Schaufelberger war sofort infiziert. Da ihm für ein solches Projekt die Mittel fehlten, sprangen zwei Freunde als Partner ein, ein Banker und ein Elektriker. So liess sich das Risiko clever verteilen, ohne mit einer Bank zu arbeiten. Rund 450 000 Franken ­waren veranschlagt, doch das war immer noch zu viel. Deshalb bauten die drei mit ­Hilfe weiterer Freunde die Halle selbst um: «Durch möglichst viel Eigenleistung reduzierten wir die Investitionen auf rund 200 000 Franken. So wurde das Projekt realisierbar.» Golf ist ein Outdoorsport im Sommer. In der Halle können die Golfer nun auch im Winter an ihrem Schwung feilen, Technik- und Mentalkurse buchen oder einfach ihrer Lust am Golf nachgehen. Schaufelberger, mittlerweile Mitglied des Golfclubs Winterberg, spannte schnell ein Netzwerk über Golfclubs, Golflehrer und Händler von Golfartikeln. Es gibt im Golfodrome auch einen Shop von «Wilson», dem weltweit wichtigsten Anbieter von Golfartikeln.

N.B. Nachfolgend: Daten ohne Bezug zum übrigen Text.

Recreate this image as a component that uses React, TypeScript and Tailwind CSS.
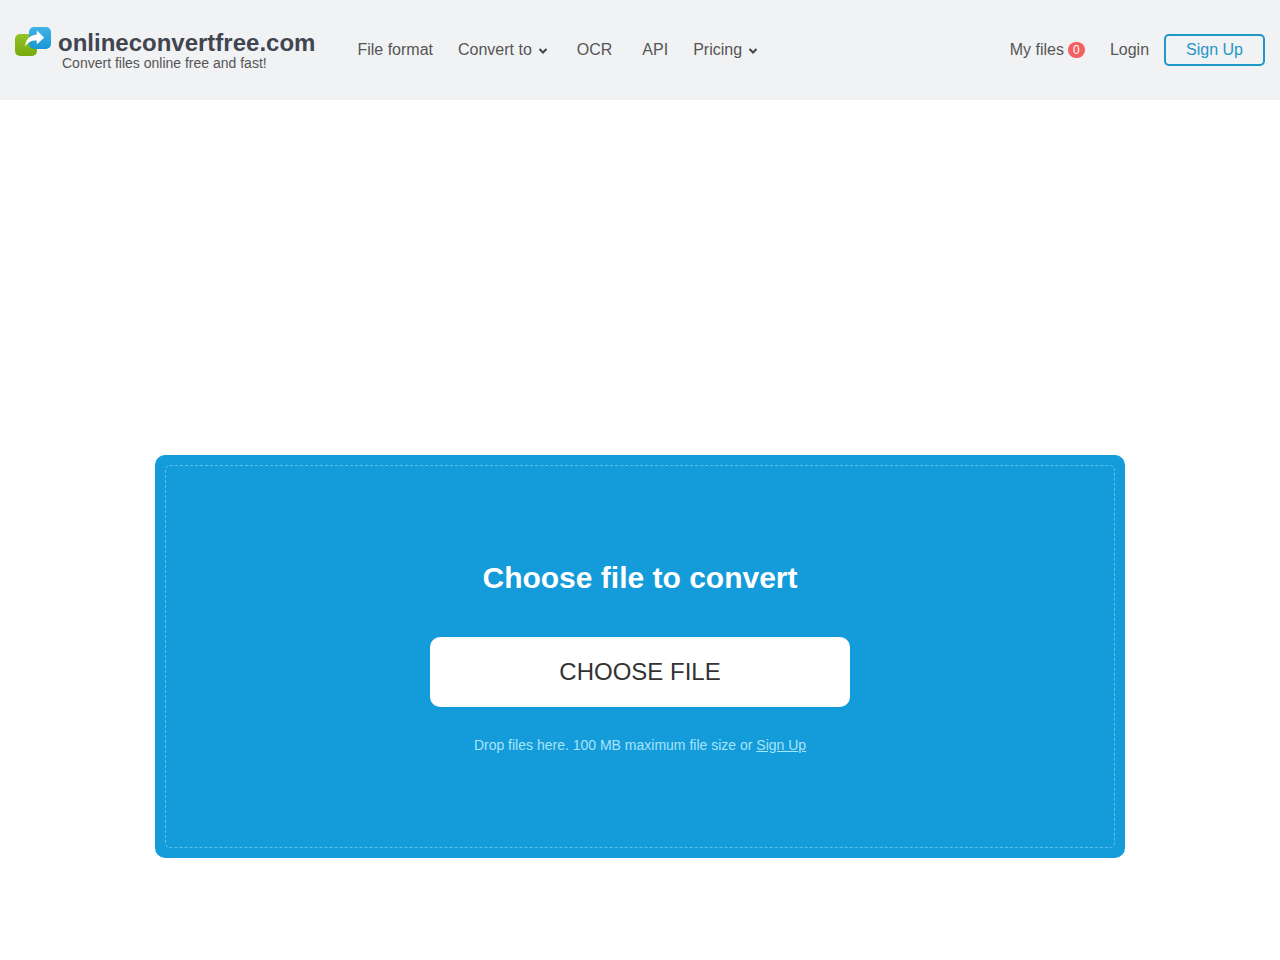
import { useRef } from "react";

const FONT = "font-['Liberation_Sans',Arial,sans-serif]";

function Logo() {
  return (
    <svg width="36" height="29" viewBox="0 0 36 29" className="shrink-0" aria-hidden="true">
      <defs>
        <linearGradient id="logoGreen" x1="0" y1="0" x2="0" y2="1">
          <stop offset="0" stopColor="#93c524" />
          <stop offset="1" stopColor="#76a90b" />
        </linearGradient>
        <linearGradient id="logoBlue" x1="0" y1="0" x2="0" y2="1">
          <stop offset="0" stopColor="#41b3e8" />
          <stop offset="1" stopColor="#1a97d3" />
        </linearGradient>
      </defs>
      <rect x="0" y="7" width="22" height="22" rx="5" fill="url(#logoGreen)" />
      <rect x="14" y="0" width="22" height="22" rx="5" fill="url(#logoBlue)" />
      <path
        d="M10 20C10.5 13 14.5 8.2 21.8 7.6V3.6L29.2 10.6L21.8 17.6V13.6C16.5 13.4 12.8 15.3 10 20Z"
        fill="#fff"
      />
    </svg>
  );
}

function Chevron() {
  return (
    <svg width="10" height="8" viewBox="0 0 10 8" className="mt-0.5 shrink-0" aria-hidden="true">
      <path d="M1.5 2L5 5.5L8.5 2" fill="none" stroke="#444" strokeWidth="2" />
    </svg>
  );
}

function Header() {
  return (
    <header className="flex h-[100px] items-center justify-between bg-[#f1f2f4] px-[15px] text-base text-[#555]">
      <div className="flex items-center">
        <a href="#" className="flex items-start gap-[7px] pb-0.5">
          <Logo />
          <span className="flex flex-col">
            <span className="text-2xl leading-8 font-bold text-[#40454f]">onlineconvertfree.com</span>
            <span className="-mt-1 pl-1 text-sm leading-4">Convert files online free and fast!</span>
          </span>
        </a>
        <nav className="ml-[42px] flex items-center whitespace-nowrap">
          <a href="#" className="mr-[25px]">File format</a>
          <button type="button" className="mr-[29px] flex items-center gap-1.5">
            Convert to
            <Chevron />
          </button>
          <a href="#" className="mr-[30px]">OCR</a>
          <a href="#" className="mr-[25px]">API</a>
          <button type="button" className="flex items-center gap-1.5">
            Pricing
            <Chevron />
          </button>
        </nav>
      </div>
      <div className="flex items-center whitespace-nowrap">
        <a href="#" className="mr-[25px] flex items-center gap-1">
          My files
          <span className="flex h-4 w-[17px] items-center justify-center rounded-full bg-[#f46060] text-xs text-white">0</span>
        </a>
        <a href="#" className="mr-[15px]">Login</a>
        <a
          href="#"
          className="rounded-[5px] border-2 border-[#1f97c7] px-5 py-0.5 text-[#1f97c7]"
        >
          Sign Up
        </a>
      </div>
    </header>
  );
}

function UploadPanel() {
  const inputRef = useRef<HTMLInputElement>(null);

  return (
    <section className="mx-auto mt-[355px] max-w-[970px] rounded-[10px] bg-[#149bd9] p-2.5">
      <div className="flex flex-col items-center rounded-[5px] border border-dashed border-[#5fc0ea] px-4 py-[92px] text-center">
        <h1 className="text-3xl leading-10 font-bold text-white">Choose file to convert</h1>
        <button
          type="button"
          onClick={() => inputRef.current?.click()}
          className="mt-[39px] h-[70px] w-full max-w-[420px] rounded-[10px] bg-white text-2xl text-[#333]"
        >
          CHOOSE FILE
        </button>
        <input ref={inputRef} type="file" multiple aria-label="Choose file" className="hidden" />
        <p className="mt-7 text-sm text-[#a8e4fa]">
          Drop files here. 100 MB maximum file size or{" "}
          <a href="#" className="underline">Sign Up</a>
        </p>
      </div>
    </section>
  );
}

export default function App() {
  return (
    <div className={`min-h-screen bg-white ${FONT}`}>
      <Header />
      <main className="flow-root px-4 pb-24">
        <UploadPanel />
      </main>
    </div>
  );
}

Zusätzlich vermietet Schaufelberger das Golfodrome als Eventhalle für Firmenanlässe. «Anlässe, bei denen man aktiv sein kann, sind bei den Firmen in», weiss der schlaue Unternehmer. Und manch ein solcher Gast bleibt am Golf hängen: bucht Kurse, kauft ein Abo für die Halle sowie eine Ausrüstung. Nebenbei organisiert Schaufelberger auch Golfturniere in Winterberg und trainiert die Junioren.

Selbständiger Partner gesucht

Das Eventgeschäft brachte Reto Schaufel­berger auf seine jüngste Idee: eine Vermittlungsplattform im Internet, die «Firmen-Events» heisst. Wer einen Anlass plant, findet dort Angebote, die nach Aktivitäten gegliedert sind, wie Bogenschiessen oder Reiten. Für den Suchenden ist diese Dienstleistung gratis. Die Anbieter kostet es: Sie bezahlen
50 Franken im Monat, um katalogisiert zu werden, und erhalten eine Website, die für
sie gepflegt wird. «Gegenwärtig suche ich eine Person, die dieses Geschäft auf selbständiger Basis führt und Anbieter ins Boot holt. Denn für mich ist es einfach zu viel», sagt Schaufelberger. Er würde die ersten sechs Monate sogar auf seine Provision verzichten. «Hauptsache, das Projekt fliegt», schwärmt der Idealist.
Eigentlich habe er noch viele Geschäfts­ideen, aber momentan fehle ihm die Zeit, noch mehr anzugehen. Ja, und im November will er heiraten, bald wird er Vater. Dass er Familie und Geschäft unter einen Hut bringen kann, daran zweifelt er nicht. Er ist ­sicher, dass er bisher alles richtig gemacht hat. Reto Schaufelberger weiss, was er will.